Riley: I don’t think it happened that cleanly. I started out in film school at San Francisco State and quit film school when we got a record deal.

That film school at the time was very focused on documentary and experimental film, so it wasn’t what I wanted to do. I think they may have changed their focus, because after that Coppola’s brother took over the department for a little while.

I could do narrative, but I really wasn’t getting any real guidance on it. Before that I’d been involved in theatre, my grandmother ran the Oakland Ensemble Theatre in the ’70s and ’80s and I was involved. I’d written plays in high school, but I knew theatre was not at all the thing I wanted to do, because I really wanted to talk to more than 100 people at a time.

Also, that was the time when Spike Lee came out and there was all this energy around new young filmmakers. Being at San Francisco State where the focus was experimental and documentary film at the time, I was like, “Who’s going to watch a documentary?” This was before Michael Moore’s hit films so, the answer then was very few people. And experimental film was going to be seen in museums.

So, getting a record deal meant I could talk to a lot more people, so I did that, but stayed involved with film.

I tried to direct many of our videos, but often the record label was like, “Well, if you direct it, the budget’s down here… if you let this known person direct it, the budget’s up there.”

I let the other people direct those videos; however, I would be writing the treatment, doing storyboards, picking some of the shots. You know, I was very much a part of it and definitely camping out in the editing room, whenever the editing room was in the Bay Area.

And then I co-directed the video “Me and Jesus The Pimp in a ’79 Granada Last Night”, and did a short documentary.

We also did this crazy, multi-stage theatrical thing in 2014 called the Coup’s Shadow Box.

I’ve never thought of myself as just one thing, it’s always been “What can I do right now?” I was getting somewhat bored with the process of making an album, touring it, making another album, touring it, et cetera et cetera. I have stories to tell and I wanted to get to people in other ways.

Two of our most popular songs – “Fat Cats and Bigger Fish” and “Me and Jesus The Pimp in the ’79 Granada Last Night” – are eight-minute long story-songs. Maybe I’m exaggerating, but they’re very long story songs.

So you had longform ambitions for a long time?

Riley: Yeah. “Me and Jesus The Pimp in the ’79 Granada Last Night” inspired someone to write a novel based on the characters in the story; it’s called Too Beautiful for Words by Monique Morris.

So, around 2010, after I’d done Street Sweeper Book Club, I got it into my head that I got to do something that felt more fulfilling.
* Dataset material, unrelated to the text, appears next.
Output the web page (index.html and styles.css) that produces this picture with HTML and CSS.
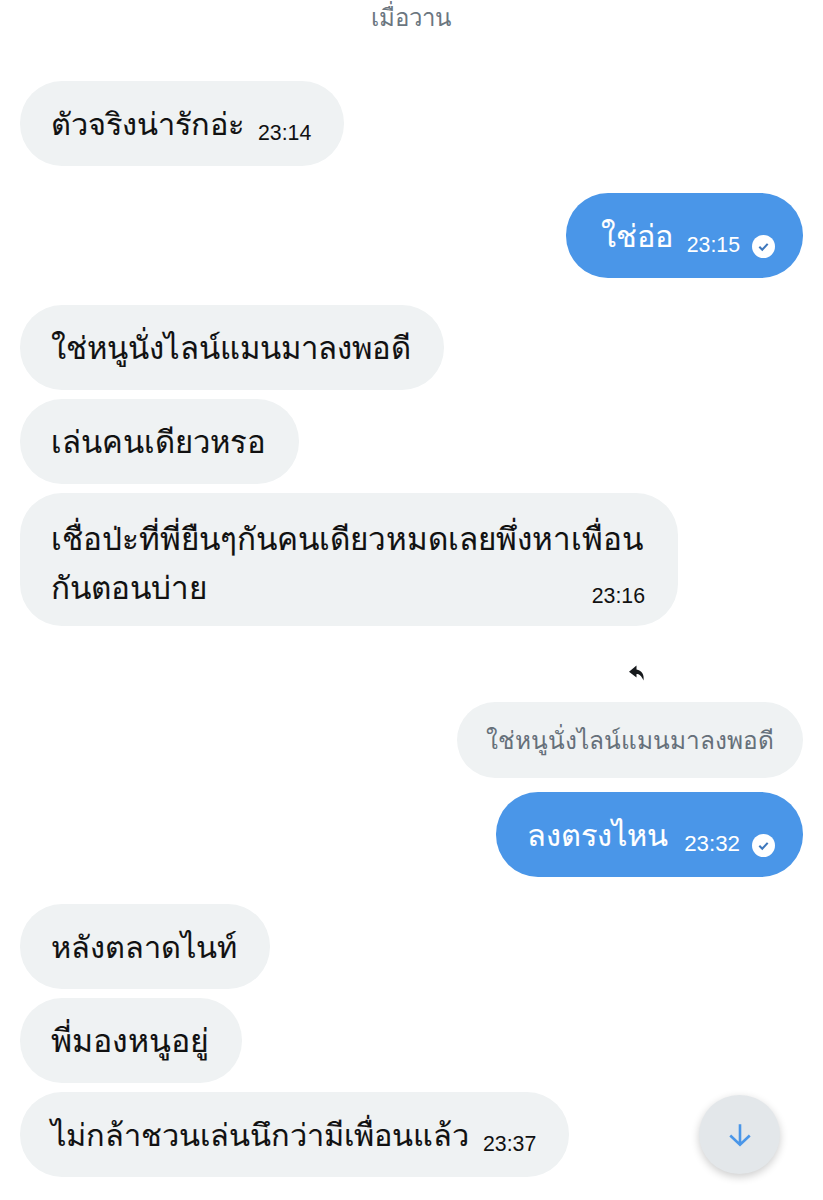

In that time I was doing music, I was doing the lyrics, but, with the collaboration split that way, I didn’t feel fulfilled.

So I needed something that was the opposite of that, that was a world I’d created.
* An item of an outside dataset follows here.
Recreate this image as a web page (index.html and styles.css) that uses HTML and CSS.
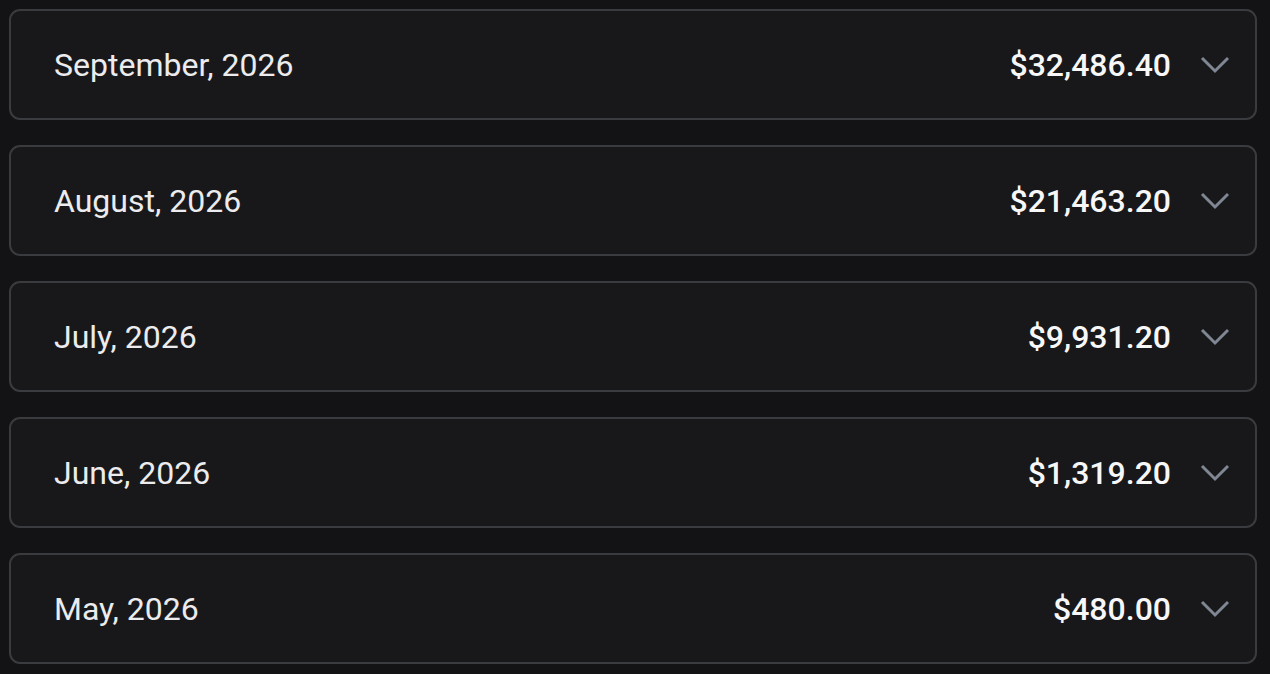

In 2011, I started writing a script and got to the end the first time in 2012. In the middle of it, about 30 pages in, I wasn’t sure whether it was any good or worth doing.

I happened to run into Oliver Stone and just told him about it. I don’t think he cared but his assistant was there and knew the Coup and his assistant said, “Send me the script.”

I was only 30 pages in, but I just wanted to see what notes they had. They have a production company, with people that read for them and make notes and so they had their reader read it as if they were giving Oliver notes.

One of the things just said, “This guy is really good at dialogue,” and I was like, “Wow, I’m good at dialogue? Cool.”

And so it just inspired me to keep going. And so we finished the screenplay in 2012 but because I wasn’t getting any traction from the Oliver Stone connection, I had no idea how to get it out there.

So I made an album that was inspired by the movie to get it out there, had to tour it, get it out there, and then it was 2014.

I was on the street and ran into Dave Eggers who was hanging out with a friend of mine. By this time I was kind of ready to give up, and I was like, “Hey, I have this screenplay. I think I’m going to put it out on the internet… but could you read it and help me make it tight?”

And he read it and said, “Hey, this is one of the best unproduced screenplays I’ve ever read, you should let me put it out on McSweeney’s in 2014 with a paperback book packaged with it, it will be read by 10 or 20,000 people. Everybody reads McSweeney’s. You’ll get it made…” All this stuff that got me hyped.

In 2015, I went out to the Sundance Film Festival with my books in a bag and passed them out at parties, on the bus, and ended up taking a meeting with Anne Rye from the Feature Film Project.

She invited me to apply to the Sundance Screenwriters Lab and we did that, that started getting people more confidence in it, started meeting investors, and next year we went to the director’s lab and there was buzz about it, so the people there were interested in getting involved.

That’s a hell of a journey to getting a movie made. In terms of casting, it feels like Lakeith Stanfield in particular was the perfect person for this movie. Was there any improvisation with him or was most of his dialogue in the script?

Riley: Different people did different things.

Lakeith, you know, one of the things about him is, he’s very in the moment. He doesn’t have any set ways of being angry or scared. He is kind of reacting differently based on what’s happening, and you have to really set the stage.

You can’t just be like, “Hey, when you get over to this mark, this is where you’re frustrated” – you know? I wouldn’t want to do that anyway, but his reactions, his choices are so much more natural.

We did a lot of preparation, from charting out his posture along the storylines to all those sorts of things, and he was very in tune with the emotional place that the character needed to be.

But I was like, “When are you going to get off book?” And he said, “I usually don’t do that until a couple days, or a day or so before the scene.”

That’s the kind of direction that worries me, but what it really does for him is make the emotions primary, and the lines secondary to that. You feel him, figuring out what to say right there, and it works so well.

And yet there’s an improvisational urge in me, too. Sometimes I just let the camera sit on the actor for a while without yelling “cut”, and 90 per cent of that was useless. But the 10 per cent that was, were things that were poignant things in the movie, like when he gets the promotion and goes, “Yeah!” He looks over and we see the conflict in his face. That was really important for the whole movie.

There was a lot of building back and forth. Tessa [Thompson] comes from theatre and has done a lot of TV and film; she’s like the drummer, in the sense, that she keeps [the foundation] right there. And Lakeith is like the crazy guitar player.

But, yeah, sometimes she’d say a line different and I’d have to decide if that was OK. And sometimes it wasn’t but other times, it didn’t matter because [the scene] was really about something bigger.

Sorry to Bother You is out in US theatres on July 6. An Australian release date has not yet been announced.